Remember as well that promotion is only one part of marketing. Product (all important), price and place are critical parts of the mix too. I wrote in quite a lot of detail on this here last month (c'mon - I know you've read it!). In English football the "place" which in sport is a critical piece of the "product" actually benefitted from post-Hillsborough legislation and government subsidies (via the Football Pools (or state lottery type game) as far as I can recall).
I presume that's a joke. Jeepers, I really hope so :)
Staggering.
All too true, Stutts, but marketing also uses physical evidence (two teams playing samba football in an all-seated stadium on a scald day in Bray), process (trouble-free administration of clubs and a supply line of talent from underage up) and people (high profile footballers and coaches).
The first is hard to achieve without funding for ground development. The second is costly and requires professionalising administration in clubs and the FAI. The first is achievable at very little cost...

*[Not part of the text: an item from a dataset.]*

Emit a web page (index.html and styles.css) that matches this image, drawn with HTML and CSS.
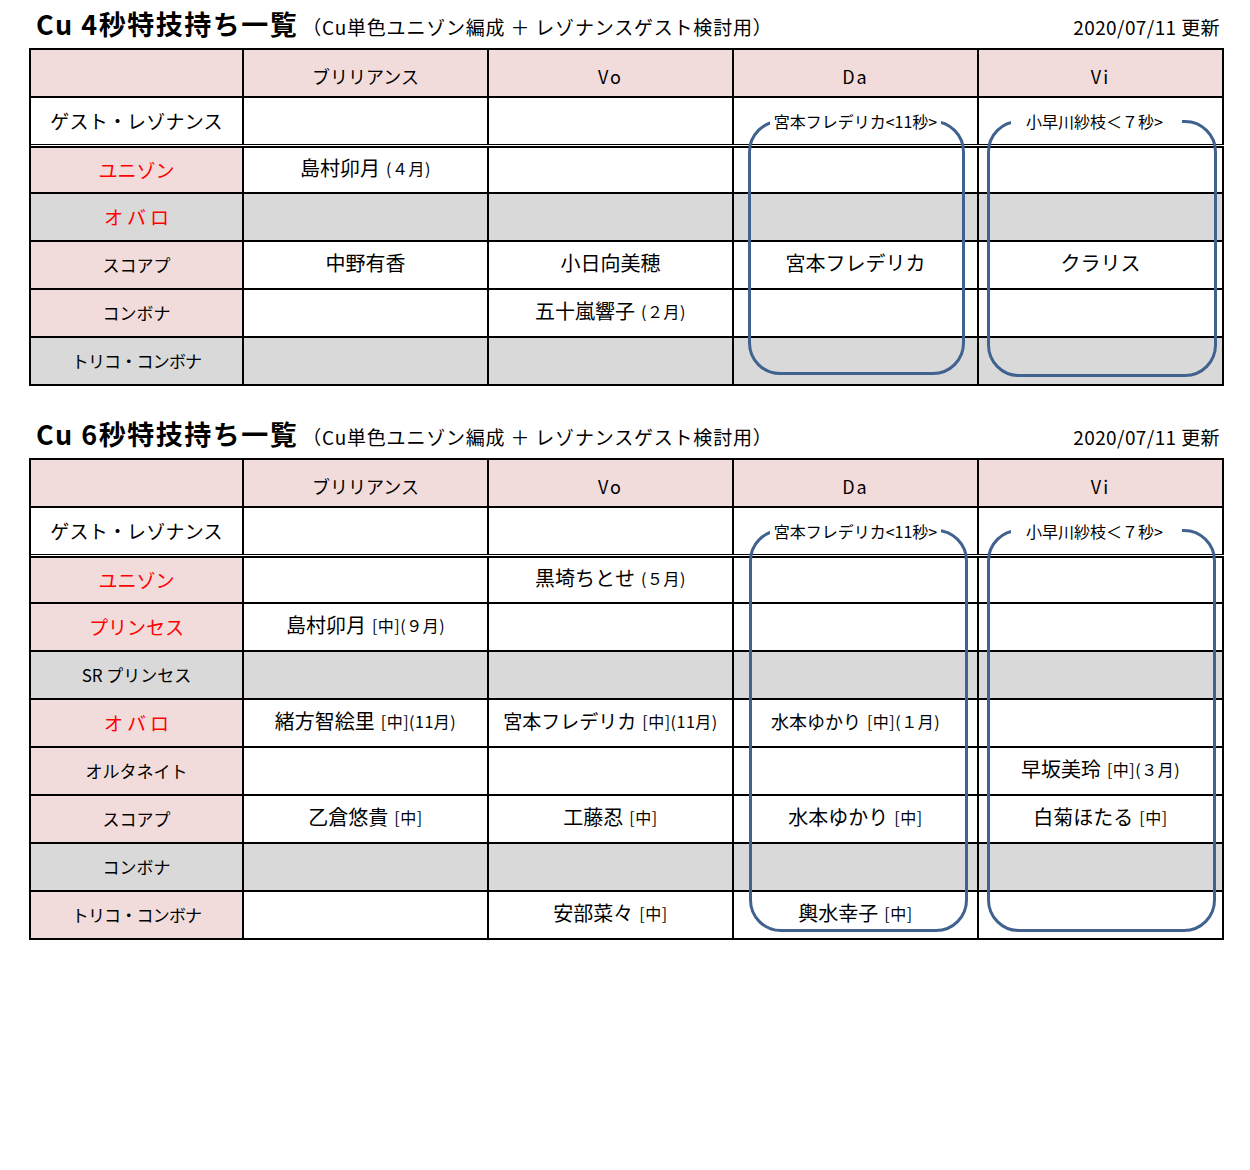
FILE: index.html
```html
<!DOCTYPE html>
<html lang="ja">
<head>
<meta charset="utf-8">
<title>Cu 特技持ち一覧</title>
<link rel="stylesheet" href="styles.css">
</head>
<body>
<div class="page">
  <section class="block">
    <div class="title-row">
      <h1 class="title">Cu 4秒特技持ち一覧<span class="sub">（Cu単色ユニゾン編成 ＋ レゾナンスゲスト検討用）</span></h1>
      <div class="date">2020/07/11 更新</div>
    </div>
    <div class="sheet sheet-a">
      <div class="c h"></div>
      <div class="c h">ブリリアンス</div>
      <div class="c h latin">Vo</div>
      <div class="c h latin">Da</div>
      <div class="c h latin">Vi</div>

      <div class="c guest lab-big">ゲスト・レゾナンス</div>
      <div class="c guest"></div>
      <div class="c guest"></div>
      <div class="c guest"><span class="tag tag-da">宮本フレデリカ&lt;11秒&gt;</span></div>
      <div class="c guest"><span class="tag tag-vi">小早川紗枝＜７秒&gt;</span></div>

      <div class="c after p red">ユニゾン</div>
      <div class="c after n">島村卯月<span class="note">(４月)</span></div>
      <div class="c after"></div>
      <div class="c after"></div>
      <div class="c after"></div>

      <div class="c g red spaced">オバロ</div>
      <div class="c g"></div>
      <div class="c g"></div>
      <div class="c g"></div>
      <div class="c g"></div>

      <div class="c p lab">スコアプ</div>
      <div class="c n">中野有香</div>
      <div class="c n">小日向美穂</div>
      <div class="c n">宮本フレデリカ</div>
      <div class="c n">クラリス</div>

      <div class="c p lab">コンボナ</div>
      <div class="c"></div>
      <div class="c n">五十嵐響子<span class="note">(２月)</span></div>
      <div class="c"></div>
      <div class="c"></div>

      <div class="c g lab tight">トリコ・コンボナ</div>
      <div class="c g"></div>
      <div class="c g"></div>
      <div class="c g"></div>
      <div class="c g"></div>

      <div class="ring ring-a-da"></div>
      <div class="ring ring-a-vi"></div>
    </div>
  </section>

  <section class="block block-b">
    <div class="title-row">
      <h1 class="title">Cu 6秒特技持ち一覧<span class="sub">（Cu単色ユニゾン編成 ＋ レゾナンスゲスト検討用）</span></h1>
      <div class="date">2020/07/11 更新</div>
    </div>
    <div class="sheet sheet-b">
      <div class="c h"></div>
      <div class="c h">ブリリアンス</div>
      <div class="c h latin">Vo</div>
      <div class="c h latin">Da</div>
      <div class="c h latin">Vi</div>

      <div class="c guest lab-big">ゲスト・レゾナンス</div>
      <div class="c guest"></div>
      <div class="c guest"></div>
      <div class="c guest"><span class="tag tag-da">宮本フレデリカ&lt;11秒&gt;</span></div>
      <div class="c guest"><span class="tag tag-vi">小早川紗枝＜７秒&gt;</span></div>

      <div class="c after p red">ユニゾン</div>
      <div class="c after"></div>
      <div class="c after n">黒埼ちとせ<span class="note">(５月)</span></div>
      <div class="c after"></div>
      <div class="c after"></div>

      <div class="c p red">プリンセス</div>
      <div class="c n">島村卯月<span class="note">[中](９月)</span></div>
      <div class="c"></div>
      <div class="c"></div>
      <div class="c"></div>

      <div class="c g lab">SR プリンセス</div>
      <div class="c g"></div>
      <div class="c g"></div>
      <div class="c g"></div>
      <div class="c g"></div>

      <div class="c p red spaced">オバロ</div>
      <div class="c n">緒方智絵里<span class="note">[中](11月)</span></div>
      <div class="c n sm">宮本フレデリカ<span class="note">[中](11月)</span></div>
      <div class="c n xs">水本ゆかり<span class="note">[中](１月)</span></div>
      <div class="c"></div>

      <div class="c p lab">オルタネイト</div>
      <div class="c"></div>
      <div class="c"></div>
      <div class="c"></div>
      <div class="c n">早坂美玲<span class="note">[中](３月)</span></div>

      <div class="c p lab">スコアプ</div>
      <div class="c n">乙倉悠貴<span class="note">[中]</span></div>
      <div class="c n">工藤忍<span class="note">[中]</span></div>
      <div class="c n">水本ゆかり<span class="note">[中]</span></div>
      <div class="c n">白菊ほたる<span class="note">[中]</span></div>

      <div class="c g lab">コンボナ</div>
      <div class="c g"></div>
      <div class="c g"></div>
      <div class="c g"></div>
      <div class="c g"></div>

      <div class="c p lab tight">トリコ・コンボナ</div>
      <div class="c"></div>
      <div class="c n">安部菜々<span class="note">[中]</span></div>
      <div class="c n">輿水幸子<span class="note">[中]</span></div>
      <div class="c"></div>

      <div class="ring ring-b-da"></div>
      <div class="ring ring-b-vi"></div>
    </div>
  </section>
</div>
</body>
</html>
```

FILE: styles.css
```css
html, body {
  margin: 0;
  padding: 0;
  background: #ffffff;
}

body {
  font-family: "Noto Sans CJK JP", "Noto Sans", sans-serif;
  color: #000000;
}

.page {
  margin-left: 29px;
  width: 1195px;
}

.block-b {
  margin-top: 24px;
}

.title-row {
  height: 48px;
  display: flex;
  align-items: baseline;
  justify-content: space-between;
  padding: 9px 4px 0 7px;
  box-sizing: border-box;
}

.title {
  margin: 0;
  font-size: 27px;
  font-weight: 700;
  line-height: 30px;
  letter-spacing: 1.5px;
  white-space: nowrap;
}

.sub {
  font-size: 19px;
  font-weight: 400;
  letter-spacing: 0.8px;
  margin-left: 4px;
}

.date {
  font-size: 19px;
  line-height: 30px;
  letter-spacing: 0.4px;
  white-space: nowrap;
}

.sheet {
  position: relative;
  display: grid;
  grid-template-columns: 213px repeat(4, 245px);
  border-left: 2px solid #000;
  border-top: 2px solid #000;
}

.sheet-a {
  grid-template-rows: 48px 47px 49px repeat(4, 48px);
}

.sheet-b {
  grid-template-rows: 48px 47px 49px repeat(7, 48px);
}

.c {
  box-sizing: border-box;
  border-right: 2px solid #000;
  border-bottom: 2px solid #000;
  background: #ffffff;
  display: flex;
  align-items: center;
  justify-content: center;
  white-space: nowrap;
  font-size: 20px;
  line-height: 24px;
}

.h {
  background: #f2dcdb;
  font-size: 18px;
  padding-top: 5px;
}

.latin {
  letter-spacing: 2px;
}

.guest {
  border-bottom-width: 1px;
}

.after {
  margin-top: 1px;
  border-top: 2px solid #000;
}

.p {
  background: #f2dcdb;
}

.g {
  background: #d9d9d9;
}

.red {
  color: #ff0000;
  font-size: 19px;
}

.spaced {
  letter-spacing: 4px;
  padding-left: 4px;
}

.lab {
  font-size: 17px;
}

.tight {
  letter-spacing: -0.8px;
}

.lab-big {
  font-size: 19px;
  letter-spacing: 0.2px;
}

.n {
  padding-bottom: 4px;
}

.sm {
  font-size: 19px;
}

.xs {
  font-size: 18px;
}

.note {
  font-size: 16px;
  margin-left: 6px;
  letter-spacing: 0.5px;
}

.tag {
  position: relative;
  z-index: 2;
  background: #ffffff;
  font-size: 16px;
  line-height: 20px;
}

.tag-da {
  padding: 0 4px;
}

.tag-vi {
  padding: 0 19px 0 15px;
  margin-right: 8px;
}

.ring {
  position: absolute;
  box-sizing: border-box;
  border: 3px solid #41618f;
  border-radius: 32px;
}

.ring-a-da {
  left: 717px;
  top: 70px;
  width: 217px;
  height: 255px;
}

.ring-a-vi {
  left: 956px;
  top: 70px;
  width: 230px;
  height: 257px;
}

.ring-b-da {
  left: 718px;
  top: 69px;
  width: 219px;
  height: 403px;
}

.ring-b-vi {
  left: 956px;
  top: 69px;
  width: 229px;
  height: 403px;
}
```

There is a hankering for reality TV programmes, so pander to it. Apart from Shamrock Rovers on some TV3 cookery programme with Conrad Gallagher, I can’t recall seeing any LoI player on a non-sports programme since Stephen Geoghegan modelled that orange strip. If retired GAA and rugby players have a second life as celebrity banisteoirs, chefs, beauticians, farmers, dinner party hosts and what not, or plugging duh hoi performance vittuhmin or online degrees, then why, with a little orchestration, can’t current LoI players? Also, RTE could promote MNS at no cost: occasionally have an LoI player or manager (from a small panel of 5 or 6, all media trained) on the panel of the Premiership and plug the programme for all its worth. If something funny/interesting happens in world football, have an LoI player as the go-to for John Murray, Sean Moncrieff, Ray Darcy, local radio stations etc etc.
The key to increasing the league and players’ profiles is not targeting those who already know about them, but making them visible in areas where they’re not expected. It's not an overnight solution, but over time public awareness would increase.